Communication wouldn't have been gone.

Assuming both "relay" and "array" destruction they would have been locked to normal subspace radio speeds. Which, 800 years ago, was clocked at roughly 52,000x the speed of light. (Or about 6ly an hour)
Which, when you're used to instantaneous communication is hard, plus all the people who are dead!
 
I assumed part of the reason to set it in the distant future would be to just be able to make their own thing with its own tone, like Enterprise tried to do by going to the past.

The show so far doesn't seem to have any interest whatsoever in its own setting but that's not necessarily a problem if it's just intended to be an excuse to have a clean-ish slate.

Admittedly this is scuttled somewhat by the fact that every other building is named after some TOS/TNG shit like "The Helen Noel Auditorium" or "Dave Bailey Gardens" or w/e.
Yes - this is pretty much all there is.
The Disco-Future is essentially the Kelvin timeline mark 2.

The inciting catastrophe (Vulcan/burn) is mainly there to explain the new, more conflict-heavy/emotional style. Not as a story itself.
 
I have serious memory ache going on.
Can anyone remember which potential showrunner pitched a new Trek series or film maybe 15 or 20 years ago set in a post-disaster Federation. Maybe an earlier time period, but the premise was about reconnecting lost colonies and outposts. IIRC it went into early development and was then dropped, possibly in favour of ST09. I remember reading about it. I'd like to read about it again.....Thanks if you can help.

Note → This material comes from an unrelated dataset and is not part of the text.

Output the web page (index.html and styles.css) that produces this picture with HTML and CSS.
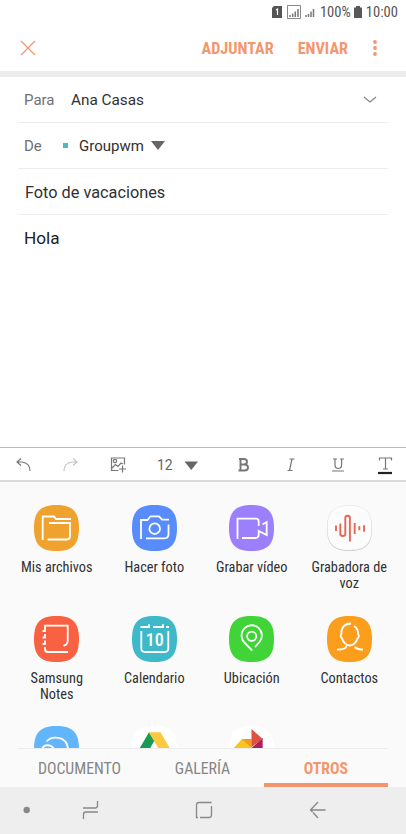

EDIT - I found it. It's Bryan Singer and RMB's 2006 pitch for a series which

- Takes place in the 3000s
- A younger officer called Kirk gets promoted to Captain suddenly.
- There is an exodus of worlds from the Federation leaving only 20 systems in the Federation.
- There is an enemy called "The Scourge"
- Klingons have become more thoughtful but there is a crisis with them in episode 4
- The hero ship has a special engine and is trying to reconnect the Fed

Nothing but a coincidence then that Secret Hideout came up with something not that dissimilar.